- SUPPLIED INFORMATION -
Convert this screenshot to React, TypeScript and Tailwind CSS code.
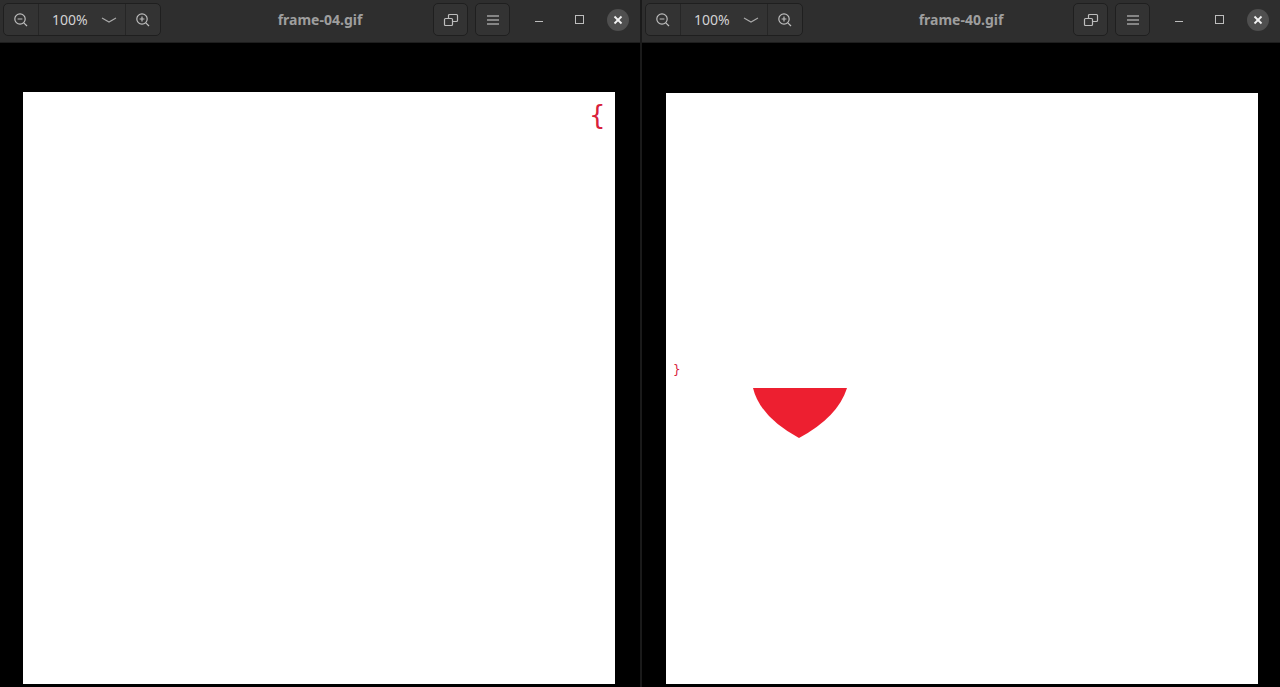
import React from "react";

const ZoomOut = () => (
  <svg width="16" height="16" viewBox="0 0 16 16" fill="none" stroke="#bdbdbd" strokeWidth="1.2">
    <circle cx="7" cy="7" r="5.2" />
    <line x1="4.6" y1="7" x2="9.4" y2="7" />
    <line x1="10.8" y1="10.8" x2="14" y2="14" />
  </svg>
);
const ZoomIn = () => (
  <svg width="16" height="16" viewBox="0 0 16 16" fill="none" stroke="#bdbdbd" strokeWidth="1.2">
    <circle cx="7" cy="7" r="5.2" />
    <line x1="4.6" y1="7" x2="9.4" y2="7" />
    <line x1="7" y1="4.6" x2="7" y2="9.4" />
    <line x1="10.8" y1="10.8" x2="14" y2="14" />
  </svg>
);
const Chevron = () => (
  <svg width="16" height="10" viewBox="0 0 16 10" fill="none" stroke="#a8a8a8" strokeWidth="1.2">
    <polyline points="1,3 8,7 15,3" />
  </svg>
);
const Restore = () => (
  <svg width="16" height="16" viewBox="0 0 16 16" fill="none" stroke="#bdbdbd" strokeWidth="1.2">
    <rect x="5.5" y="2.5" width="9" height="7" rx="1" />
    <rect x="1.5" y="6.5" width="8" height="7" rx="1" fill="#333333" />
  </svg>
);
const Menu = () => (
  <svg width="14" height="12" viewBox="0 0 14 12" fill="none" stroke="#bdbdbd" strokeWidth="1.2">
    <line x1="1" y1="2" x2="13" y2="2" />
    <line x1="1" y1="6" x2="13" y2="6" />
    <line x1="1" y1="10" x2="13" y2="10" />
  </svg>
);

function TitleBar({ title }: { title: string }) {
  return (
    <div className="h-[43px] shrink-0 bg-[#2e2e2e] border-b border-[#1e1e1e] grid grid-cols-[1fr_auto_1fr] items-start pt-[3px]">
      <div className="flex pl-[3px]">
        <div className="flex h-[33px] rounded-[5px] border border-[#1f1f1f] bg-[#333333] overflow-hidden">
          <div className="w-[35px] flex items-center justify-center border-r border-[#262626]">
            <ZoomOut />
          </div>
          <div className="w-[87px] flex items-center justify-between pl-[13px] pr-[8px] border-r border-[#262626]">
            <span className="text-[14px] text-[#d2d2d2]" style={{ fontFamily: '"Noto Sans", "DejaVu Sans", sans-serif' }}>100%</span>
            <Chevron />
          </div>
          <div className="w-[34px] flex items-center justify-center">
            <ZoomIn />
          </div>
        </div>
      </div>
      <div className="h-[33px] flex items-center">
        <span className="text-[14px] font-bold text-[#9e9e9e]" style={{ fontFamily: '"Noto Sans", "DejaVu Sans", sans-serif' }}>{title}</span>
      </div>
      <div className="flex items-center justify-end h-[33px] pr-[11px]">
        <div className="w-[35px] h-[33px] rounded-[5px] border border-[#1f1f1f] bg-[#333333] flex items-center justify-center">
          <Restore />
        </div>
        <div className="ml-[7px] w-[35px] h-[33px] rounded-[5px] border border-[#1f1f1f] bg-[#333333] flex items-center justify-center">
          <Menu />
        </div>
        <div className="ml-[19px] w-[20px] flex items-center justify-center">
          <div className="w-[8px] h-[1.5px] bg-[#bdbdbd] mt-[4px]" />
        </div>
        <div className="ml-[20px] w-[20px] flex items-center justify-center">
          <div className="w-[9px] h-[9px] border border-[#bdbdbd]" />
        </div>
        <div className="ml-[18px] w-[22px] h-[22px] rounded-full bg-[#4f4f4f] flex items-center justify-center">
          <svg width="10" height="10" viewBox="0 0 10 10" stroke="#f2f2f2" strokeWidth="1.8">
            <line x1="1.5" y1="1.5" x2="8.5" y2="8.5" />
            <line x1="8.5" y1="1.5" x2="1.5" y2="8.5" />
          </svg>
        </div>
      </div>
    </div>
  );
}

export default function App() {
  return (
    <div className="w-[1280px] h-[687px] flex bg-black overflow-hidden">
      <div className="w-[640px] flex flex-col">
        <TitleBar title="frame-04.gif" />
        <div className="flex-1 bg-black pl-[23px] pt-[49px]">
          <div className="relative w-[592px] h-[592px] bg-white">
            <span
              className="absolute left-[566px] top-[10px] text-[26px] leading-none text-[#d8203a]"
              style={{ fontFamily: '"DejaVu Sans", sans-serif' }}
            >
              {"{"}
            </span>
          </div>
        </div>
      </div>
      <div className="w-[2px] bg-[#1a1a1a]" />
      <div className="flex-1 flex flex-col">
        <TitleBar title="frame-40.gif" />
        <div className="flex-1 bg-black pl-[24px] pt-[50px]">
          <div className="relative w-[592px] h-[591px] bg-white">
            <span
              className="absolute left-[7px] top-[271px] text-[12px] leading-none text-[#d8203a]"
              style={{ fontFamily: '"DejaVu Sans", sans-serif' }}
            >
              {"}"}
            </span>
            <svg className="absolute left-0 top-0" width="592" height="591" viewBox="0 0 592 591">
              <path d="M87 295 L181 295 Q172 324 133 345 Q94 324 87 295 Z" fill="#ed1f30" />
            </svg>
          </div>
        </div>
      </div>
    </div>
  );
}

- WHAT YOU SHOULD DO -
Filter out all lines lacking the word "React" and copy the rest.

- EXERCISE SOLUTION -
Convert this screenshot to React, TypeScript and Tailwind CSS code.
import React from "react";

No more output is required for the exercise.